* BEGIN Information shown *

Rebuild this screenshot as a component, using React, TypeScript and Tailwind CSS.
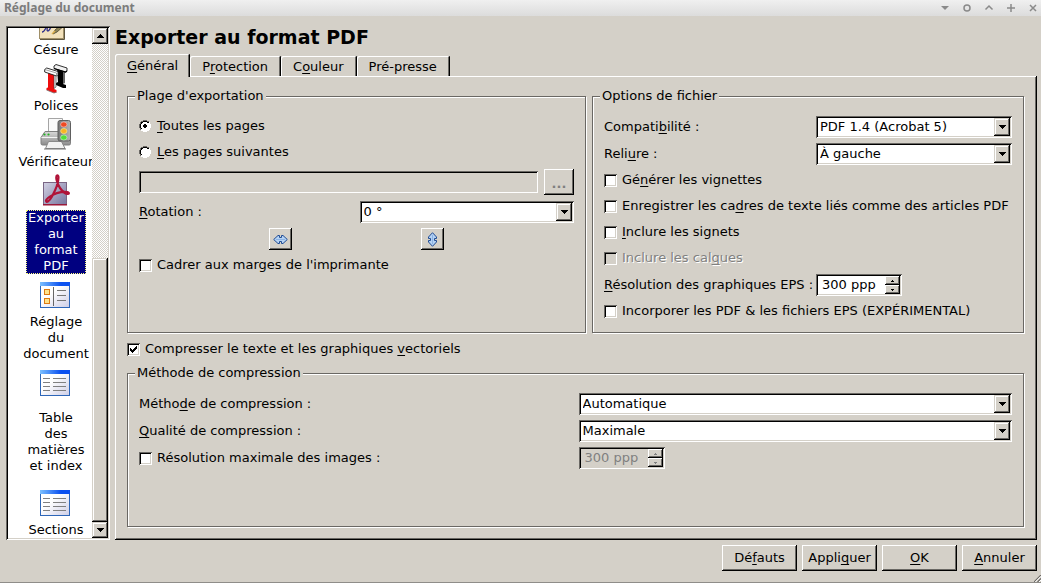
import { useState, type ReactNode } from "react";

const SUNKEN =
  "shadow-[inset_1px_1px_0_#6a6864,inset_-1px_-1px_0_#fff,inset_2px_2px_0_#000,inset_-2px_-2px_0_#d4d0c8]";
const RAISED =
  "bg-[#d4d0c8] shadow-[inset_-1px_-1px_0_#000,inset_1px_1px_0_#fff,inset_-2px_-2px_0_#6a6864]";
const RAISED_SOFT =
  "bg-[#d4d0c8] shadow-[inset_-1px_-1px_0_#000,inset_1px_1px_0_#d4d0c8,inset_-2px_-2px_0_#6a6864,inset_2px_2px_0_#fff]";

/* Text with the access key marked by an underscore before it. */
function Key({ text }: { text: string }) {
  const at = text.indexOf("_");
  if (at < 0) return <>{text}</>;
  return (
    <>
      {text.slice(0, at)}
      <u className="underline decoration-1 underline-offset-2 [text-decoration-skip-ink:none]">{text[at + 1]}</u>
      {text.slice(at + 2)}
    </>
  );
}

function Arrow({ up = false, small = false }: { up?: boolean; small?: boolean }) {
  return (
    <svg
      className={small ? "h-[2px] w-[3px]" : "h-[4px] w-[7px]"}
      viewBox={small ? "0 0 3 2" : "0 0 7 4"}
      shapeRendering="crispEdges"
      fill="currentColor"
    >
      {small ? (
        <path d={up ? "M1 0h1v1h1v1H0V1h1z" : "M0 0h3v1H2v1H1V1H0z"} />
      ) : (
        <path d={up ? "M3 0h1v1h1v1h1v1h1v1H0V3h1V2h1V1h1z" : "M0 0h7v1H6v1H5v1H4v1H3V3H2V2H1V1H0z"} />
      )}
    </svg>
  );
}

function Combo({ id, value }: { id: string; value: string }) {
  return (
    <div className={`grid h-[22px] min-w-0 bg-white p-[2px] ${SUNKEN}`}>
      <select
        id={id}
        className="col-start-1 row-start-1 w-full min-w-0 appearance-none bg-transparent px-[2px] leading-[18px] outline-none"
      >
        <option>{value}</option>
      </select>
      <span
        className={`pointer-events-none col-start-1 row-start-1 flex h-[18px] w-4 items-center justify-center justify-self-end ${RAISED_SOFT}`}
      >
        <Arrow />
      </span>
    </div>
  );
}

function Spin({ id, disabled = false, label }: { id: string; disabled?: boolean; label?: string }) {
  return (
    <div
      className={`flex h-[22px] w-[86px] p-[2px] ${SUNKEN} ${disabled ? "bg-[#d4d0c8] text-[#808080]" : "bg-white"}`}
    >
      <input
        id={id}
        aria-label={label}
        disabled={disabled}
        defaultValue="300 ppp"
        className="min-w-0 flex-1 bg-transparent pl-1 leading-[18px] outline-none"
      />
      <div className="flex w-[15px] flex-col">
        <button type="button" aria-label="Augmenter" disabled={disabled} className={`flex h-[9px] items-center justify-center ${RAISED}`}>
          <Arrow up small />
        </button>
        <button type="button" aria-label="Diminuer" disabled={disabled} className={`flex h-[9px] items-center justify-center ${RAISED}`}>
          <Arrow small />
        </button>
      </div>
    </div>
  );
}

function Check({ text, checked = false, disabled = false }: { text: string; checked?: boolean; disabled?: boolean }) {
  return (
    <label className={`flex h-[22px] items-center gap-[5px] whitespace-nowrap ${disabled ? "text-[#808080] [text-shadow:1px_1px_0_#fff]" : ""}`}>
      <span className="grid size-[13px] shrink-0 place-items-center">
        <input
          type="checkbox"
          defaultChecked={checked}
          disabled={disabled}
          className={`peer col-start-1 row-start-1 size-[13px] appearance-none bg-white disabled:bg-[#d4d0c8] ${SUNKEN}`}
        />
        <svg viewBox="0 0 7 7" className="pointer-events-none col-start-1 row-start-1 hidden size-[7px] peer-checked:block" shapeRendering="crispEdges">
          <path d="M0 2h1v1h1v1h1V3h1V2h1V1h1V0h1v3H6v1H5v1H4v1H3v1H2V6H1V5H0z" />
        </svg>
      </span>
      <span>
        <Key text={text} />
      </span>
    </label>
  );
}

function Radio({ text, checked = false }: { text: string; checked?: boolean }) {
  return (
    <label className="flex h-[22px] items-center gap-[6px]">
      <span className="grid size-3 shrink-0 place-items-center">
        <input
          type="radio"
          name="plage"
          defaultChecked={checked}
          className="peer col-start-1 row-start-1 size-3 appearance-none rounded-full"
        />
        <svg
          viewBox="0 0 12 12"
          shapeRendering="crispEdges"
          className="pointer-events-none col-start-1 row-start-1 size-3 [&>.dot]:hidden peer-checked:[&>.dot]:block"
        >
          <path fill="#fff" d="M4 1h4v1h2v2h1v4h-1v2H8v1H4v-1H2V8H1V4h1V2h2z" />
          <path fill="#6a6864" d="M4 0h4v1H4zM2 1h2v1H2zM8 1h2v1H8zM1 2h1v2H1zM0 4h1v4H0zM1 8h1v2H1z" />
          <path fill="#000" d="M4 1h4v1H4zM2 2h2v1H2zM8 2h2v1H8zM2 3h1v1H2zM1 4h1v4H1zM2 8h1v1H2z" />
          <path fill="#fff" d="M10 2h1v2h-1zM11 4h1v4h-1zM10 8h1v2h-1zM8 10h2v1H8zM2 10h2v1H2zM4 11h4v1H4z" />
          <path className="dot" fill="#000" d="M5 4h2v1h1v2H7v1H5V7H4V5h1z" />
        </svg>
      </span>
      <span>
        <Key text={text} />
      </span>
    </label>
  );
}

function Group({ title, className = "", children }: { title: string; className?: string; children: ReactNode }) {
  return (
    <fieldset
      className={`min-w-0 border border-[#6a6864] px-[11px] pb-[10px] shadow-[1px_1px_0_#fff,inset_1px_1px_0_#fff] ${className}`}
    >
      <legend className="-ml-1 bg-[#d4d0c8] px-[2px] leading-4">{title}</legend>
      {children}
    </fieldset>
  );
}

/* ---------- icons ---------- */

function HyphenIcon() {
  return (
    <svg width="26" height="26" viewBox="0 0 26 26">
      <rect x="0.5" y="0.5" width="24" height="24" fill="#f3e2bc" stroke="#a08f68" />
      <path d="M1 25.500h24.500V2" fill="none" stroke="#5d553f" />
      <path d="M3 18c3 0 4-6 5-5s-1 4 1 4 2-5 5-5" fill="none" stroke="#2f2f8a" strokeWidth="1.300" />
      <path d="M14 20l2-4 8-7 2 2-8 7z" fill="#8d8459" stroke="#4d4630" strokeWidth=".8" />
      <path d="M13 20l3-3" stroke="#ddb04c" strokeWidth="1.500" />
    </svg>
  );
}

function FontsIcon() {
  return (
    <svg width="24" height="30" viewBox="0 0 24 30">
      <path d="M13 4l6 2v14l3 1v3l-3 0-7-3v-2l2-1z" fill="#000" />
      <path d="M19 6l2 0v13l-2 1z" fill="#666" />
      <path d="M10 2l2-1.500L23 4v3l-1.500 1L10 4.500z" fill="#f2f2f2" stroke="#1a1a1a" strokeWidth=".9" />
      <path d="M10 4.500L21.500 8 23 7" fill="none" stroke="#000" strokeWidth="1.300" />
      <path d="M4 8l6 2v15l2.500 1v2.500L10 29l-7.500-3v-2L4 23.500z" fill="#ee0d0d" />
      <path d="M10 10l2-1v14l-2 1.500z" fill="#e8e8e8" stroke="#333" strokeWidth=".6" />
      <path d="M2.500 26L10 29l2.500-.8" fill="none" stroke="#777" strokeWidth=".8" />
      <path d="M.7 5.500L2.700 4 14 7.500v3L12.500 12 .7 8z" fill="#fff" stroke="#1a1a1a" strokeWidth=".9" />
      <path d="M.7 5.500L12.500 9v3" fill="none" stroke="#777" strokeWidth=".7" />
    </svg>
  );
}

function PrinterIcon() {
  return (
    <svg width="32" height="32" viewBox="0 0 32 32">
      <defs>
        <linearGradient id="prBody" x1="0" y1="0" x2="0" y2="1">
          <stop offset="0" stopColor="#d8d8d8" />
          <stop offset="1" stopColor="#8c8c8c" />
        </linearGradient>
        <linearGradient id="prLamp" x1="0" y1="0" x2="1" y2="0">
          <stop offset="0" stopColor="#777" />
          <stop offset="1" stopColor="#b5b5b5" />
        </linearGradient>
      </defs>
      <path d="M8.500.5h14v14h-14z" fill="#fafafa" stroke="#a5a5a5" />
      <path d="M5 13.500h20l5.500 6v6q0 1.500-1.500 1.500H2.500Q1 27 1 25.500v-6z" fill="url(#prBody)" stroke="#808080" />
      <path d="M1.500 19.500h28" stroke="#f4f4f4" />
      <path d="M8.500 23.500h13l3.500 7H5.500z" fill="#f2f2f2" stroke="#8a8a8a" />
      <path d="M4 31h22" stroke="#777" />
      <circle cx="4.500" cy="16.500" r="1.100" fill="#24b324" />
      <circle cx="8.500" cy="16.500" r="1.100" fill="#24b324" />
      <rect x="18" y="2.500" width="12.500" height="20.500" rx="2" fill="url(#prLamp)" stroke="#5f5f5f" />
      <ellipse cx="23.800" cy="6.500" rx="3.200" ry="2.600" fill="#ee4a22" stroke="#fcc" strokeWidth=".6" />
      <ellipse cx="23.800" cy="13" rx="3.200" ry="2.600" fill="#f8b422" stroke="#fe9" strokeWidth=".6" />
      <ellipse cx="23.800" cy="19.500" rx="3.200" ry="2.600" fill="#52dd3a" stroke="#cfc" strokeWidth=".6" />
    </svg>
  );
}

function PdfIcon() {
  return (
    <svg width="28" height="32" viewBox="0 0 28 32">
      <defs>
        <linearGradient id="pdfBg" x1="0" y1="0" x2="1" y2="1">
          <stop offset="0" stopColor="#d3d2e4" />
          <stop offset="1" stopColor="#77759e" />
        </linearGradient>
      </defs>
      <rect x="1.500" y="8.500" width="23" height="22" fill="url(#pdfBg)" stroke="#7a6584" />
      <path d="M1 30.800h24" stroke="#9e1434" strokeWidth="1.400" />
      <path
        d="M15 1.500c-2 1 .5 9 3 12.500s6 6.500 8.500 5.800c1.500-1.800-3-2.300-7.500-1.600S5.500 22.500 4 26.500c0 2.500 3 1.500 6-4S16.500 9 16.500 3.500c0-1.500-.5-2.200-1.500-2z"
        fill="none"
        stroke="#b01238"
        strokeWidth="2.200"
        strokeLinejoin="round"
      />
    </svg>
  );
}

function PageIcon({ boxes = false }: { boxes?: boolean }) {
  return (
    <svg width="30" height="26" viewBox="0 0 30 26">
      <defs>
        <linearGradient id="pgBar" x1="0" y1="0" x2="1" y2="0">
          <stop offset="0" stopColor="#7cc0ff" />
          <stop offset=".7" stopColor="#0a50f0" />
          <stop offset="1" stopColor="#0a50f0" />
        </linearGradient>
        <linearGradient id="pgBody" x1="0" y1="0" x2="1" y2="1">
          <stop offset=".4" stopColor="#fff" />
          <stop offset="1" stopColor="#cdcde6" />
        </linearGradient>
      </defs>
      <rect x=".5" y=".5" width="29" height="25" fill="url(#pgBody)" stroke="#2d66b8" />
      <rect x="0" y="0" width="30" height="4" fill="url(#pgBar)" />
      {boxes ? (
        <>
          <path d="M13.500 5v19" stroke="#666" />
          <rect x="4.500" y="7.500" width="5" height="5" fill="#ffe48c" stroke="#dd7a12" />
          <rect x="4.500" y="16.500" width="5" height="5" fill="#ffe48c" stroke="#dd7a12" />
          <path d="M17 8.500h9M17 13.500h9M17 18.500h9" stroke="#777" />
        </>
      ) : (
        <path d="M3 8.500h7M13 8.500h13M3 12.500h7M13 12.500h13M3 16.500h7M13 16.500h13M3 20.500h7M13 20.500h13" stroke="#808080" />
      )}
    </svg>
  );
}

function FlipIcon({ vertical = false }: { vertical?: boolean }) {
  return (
    <svg width="15" height="15" viewBox="0 0 15 15" className={vertical ? "rotate-90" : ""}>
      <path
        d="M.7 7.500L5 3.500h1.500v2h2v-2H10l4.300 4-4.300 4H8.500v-2h-2v2H5z"
        fill="#b4d2f4"
        stroke="#204c94"
      />
      <path d="M3 7.500h9" stroke="#8db4e6" />
    </svg>
  );
}

const SECTIONS: { lines: string[]; icon: ReactNode; box: string }[] = [
  { lines: ["Césure"], icon: <HyphenIcon />, box: "h-[14px] items-end overflow-hidden pb-0.5 pr-2" },
  { lines: ["Polices"], icon: <FontsIcon />, box: "h-10 items-center pt-0.5" },
  { lines: ["Vérificateur"], icon: <PrinterIcon />, box: "h-10 items-center" },
  { lines: ["Exporter", "au", "format", "PDF"], icon: <PdfIcon />, box: "h-10 items-center" },
  { lines: ["Réglage", "du", "document"], icon: <PageIcon boxes />, box: "h-10 items-start pr-0.5 pt-2" },
  { lines: ["Table", "des", "matières", "et index"], icon: <PageIcon />, box: "h-12 items-start pr-0.5 pt-2" },
  { lines: ["Sections"], icon: <PageIcon />, box: "h-12 items-end pb-1.5 pr-0.5" },
];

function Sidebar() {
  const [selected, setSelected] = useState(3);
  return (
    <nav aria-label="Sections" className={`flex w-[104px] shrink-0 overflow-hidden bg-white p-[2px] ${SUNKEN}`}>
      <div className="min-w-0 flex-1 overflow-hidden">
        <ul className="w-24">
          {SECTIONS.map((s, i) => (
            <li key={s.lines[0]}>
              <button type="button" onClick={() => setSelected(i)} className="flex w-full flex-col items-center">
                <span className={`flex ${s.box}`}>{s.icon}</span>
                <span
                  className={`flex flex-col whitespace-nowrap px-[2px] leading-4 ${
                    i === selected ? "bg-[#000080] text-white outline-1 -outline-offset-1 outline-dotted outline-[#ffff7f]" : ""
                  }`}
                >
                  {s.lines.map((l) => (
                    <span key={l}>{l}</span>
                  ))}
                </span>
              </button>
            </li>
          ))}
        </ul>
      </div>
      <div className="flex w-4 shrink-0 flex-col bg-[conic-gradient(#fff_25%,#d4d0c8_0_50%,#fff_0_75%,#d4d0c8_0)] bg-[length:2px_2px]">
        <button type="button" aria-label="Défiler vers le haut" className={`flex h-4 shrink-0 items-center justify-center ${RAISED_SOFT}`}>
          <Arrow up />
        </button>
        <div className="flex-[214]" />
        <div className={`flex-[263] ${RAISED_SOFT}`} />
        <button type="button" aria-label="Défiler vers le bas" className={`flex h-4 shrink-0 items-center justify-center ${RAISED_SOFT}`}>
          <Arrow />
        </button>
      </div>
    </nav>
  );
}

const TABS = ["_Général", "P_rotection", "C_ouleur", "Pré-presse"];

function Tabs() {
  const [active, setActive] = useState(0);
  return (
    <div role="tablist" className="relative -mb-px flex items-end">
      {TABS.map((t, i) => (
        <button
          key={t}
          type="button"
          role="tab"
          aria-selected={i === active}
          onClick={() => setActive(i)}
          className={`rounded-tl-[2px] rounded-tr-[1px] bg-[#d4d0c8] pl-3 shadow-[inset_-1px_0_0_#000,inset_1px_1px_0_#fff,inset_-2px_0_0_#6a6864] ${
            i === active ? "h-[23px] pr-3" : "mb-px h-5 pr-[13px] pt-0.5"
          }`}
        >
          <Key text={t} />
        </button>
      ))}
    </div>
  );
}

function TitleBar() {
  return (
    <header className="flex h-4 items-center justify-between bg-linear-to-b from-[#f0f0f0] to-[#dcdcdc] pl-1 pr-[3px] font-['Noto_Sans','Open_Sans',sans-serif] text-xs font-bold leading-4 text-[#7c7c7c]">
      <span>Réglage du document</span>
      <div className="flex items-center gap-[12px]">
        <button type="button" aria-label="Enrouler">
          <svg width="10" height="10" viewBox="0 0 10 10"><path d="M1 3h8L5 7z" fill="#8a8a8a" /></svg>
        </button>
        <button type="button" aria-label="Restaurer">
          <svg width="10" height="10" viewBox="0 0 10 10"><circle cx="5" cy="5" r="3" fill="none" stroke="#8a8a8a" strokeWidth="1.500" /></svg>
        </button>
        <button type="button" aria-label="Réduire">
          <svg width="10" height="10" viewBox="0 0 10 10"><path d="M1.500 6.500L5 3l3.500 3.500" fill="none" stroke="#8a8a8a" strokeWidth="1.500" /></svg>
        </button>
        <button type="button" aria-label="Agrandir">
          <svg width="10" height="10" viewBox="0 0 10 10"><path d="M5 1v8M1 5h8" stroke="#8a8a8a" strokeWidth="1.500" /></svg>
        </button>
        <button type="button" aria-label="Fermer">
          <svg width="10" height="10" viewBox="0 0 10 10"><path d="M2 2l6 6M8 2L2 8" stroke="#8a8a8a" strokeWidth="1.500" /></svg>
        </button>
      </div>
    </header>
  );
}

export default function App() {
  return (
    <div className="flex min-h-screen flex-col bg-[#d4d0c8] font-['DejaVu_Sans',sans-serif] text-[13px] leading-4 text-black">
      <TitleBar />
      <div className="flex flex-1 pl-1.5 pr-1 pt-2.5">
        <Sidebar />
        <main className="ml-[5px] flex min-w-0 flex-1 flex-col">
          <h1 className="mb-1.5 text-[19px] font-bold leading-[22px]">Exporter au format PDF</h1>
          <Tabs />
          <div
            role="tabpanel"
            className="flex flex-1 flex-col p-[13px] pl-3 pt-3 shadow-[inset_-1px_-1px_0_#000,inset_1px_1px_0_#fff,inset_-2px_-2px_0_#6a6864]"
          >
            <div className="grid grid-cols-[459fr_432fr] gap-1.5">
              <Group title="Plage d'exportation">
                <div className="flex flex-col gap-1 pt-[11px]">
                  <Radio text="_Toutes les pages" checked />
                  <Radio text="_Les pages suivantes" />
                </div>
                <div className="mt-1.5 flex items-center gap-1.5">
                  <input type="text" disabled aria-label="Pages à exporter" className={`h-[22px] min-w-0 flex-1 bg-[#d4d0c8] px-1 ${SUNKEN}`} />
                  <button type="button" disabled aria-label="Choisir les pages" className={`h-[26px] w-[30px] pt-1 font-bold text-[#808080] ${RAISED}`}>
                    ...
                  </button>
                </div>
                <div className="mt-1.5 grid grid-cols-2 items-center gap-1.5">
                  <label htmlFor="rotation"><Key text="_Rotation :" /></label>
                  <Combo id="rotation" value="0 °" />
                </div>
                <div className="mt-[5px] flex justify-evenly">
                  <button type="button" aria-label="Miroir horizontal" className={`flex h-[22px] w-[23px] items-center justify-center ${RAISED}`}>
                    <FlipIcon />
                  </button>
                  <button type="button" aria-label="Miroir vertical" className={`flex h-[22px] w-[23px] items-center justify-center ${RAISED}`}>
                    <FlipIcon vertical />
                  </button>
                </div>
                <div className="mt-1">
                  <Check text="Cadrer aux marges de l'imprimante" />
                </div>
              </Group>
              <Group title="Options de fichier">
                <div className="grid grid-cols-[207px_minmax(0,1fr)] items-center gap-[5px] pt-3">
                  <label htmlFor="compat"><Key text="Compati_bilité :" /></label>
                  <Combo id="compat" value="PDF 1.4 (Acrobat 5)" />
                  <label htmlFor="reliure"><Key text="Reli_ure :" /></label>
                  <Combo id="reliure" value="À gauche" />
                </div>
                <div className="mt-1 flex flex-col gap-1">
                  <Check text="Gé_nérer les vignettes" />
                  <Check text="Enregistrer les ca_dres de texte liés comme des articles PDF" />
                  <Check text="_Inclure les signets" />
                  <Check text="Inclure les cal_ques" disabled />
                </div>
                <div className="mt-[5px] grid grid-cols-[207px_minmax(0,1fr)] items-center gap-[5px]">
                  <label htmlFor="eps" className="whitespace-nowrap"><Key text="_Résolution des graphiques EPS :" /></label>
                  <Spin id="eps" />
                </div>
                <div className="mt-1">
                  <Check text="Incorporer les PDF & les fichiers EPS (EXPÉRIMENTAL)" />
                </div>
              </Group>
            </div>
            <div className="py-[5px]">
              <Check text="Compresser le texte et les graphiques _vectoriels" checked />
            </div>
            <Group title="Méthode de compression" className="flex-1">
              <div className="grid grid-cols-2 items-center gap-x-1.5 gap-y-[5px] pt-3">
                <label htmlFor="methode"><Key text="Métho_de de compression :" /></label>
                <Combo id="methode" value="Automatique" />
                <label htmlFor="qualite"><Key text="_Qualité de compression :" /></label>
                <Combo id="qualite" value="Maximale" />
                <Check text="Résolution maximale des images :" />
                <Spin id="resmax" label="Résolution maximale des images" disabled />
              </div>
            </Group>
          </div>
        </main>
      </div>
      <footer className="flex items-end justify-end border-b border-[#8f8d89] pr-1 pt-[5px]">
        <div className="flex gap-[5px] pb-[11px]">
          {["Dé_fauts", "Appli_quer", "_OK", "_Annuler"].map((b) => (
            <button key={b} type="button" className={`h-[26px] w-[75px] ${RAISED}`}>
              <Key text={b} />
            </button>
          ))}
        </div>
        <svg width="7" height="7" viewBox="0 0 7 7" className="-mr-1 -ml-[3px]" aria-hidden="true">
          <path d="M0 7L7 0M3.500 7L7 3.500" stroke="#6a6864" strokeWidth="1.200" />
          <path d="M1.300 7L7 1.300M5 7l2-2" stroke="#fff" />
        </svg>
      </footer>
    </div>
  );
}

* END Information shown *

→ **Exercise directions**
Give back exactly the lines from the first line of the data through the line with "useState, type ReactNode", pictures excluded.

→ **Solution to this problem**
Rebuild this screenshot as a component, using React, TypeScript and Tailwind CSS.
import { useState, type ReactNode } from "react";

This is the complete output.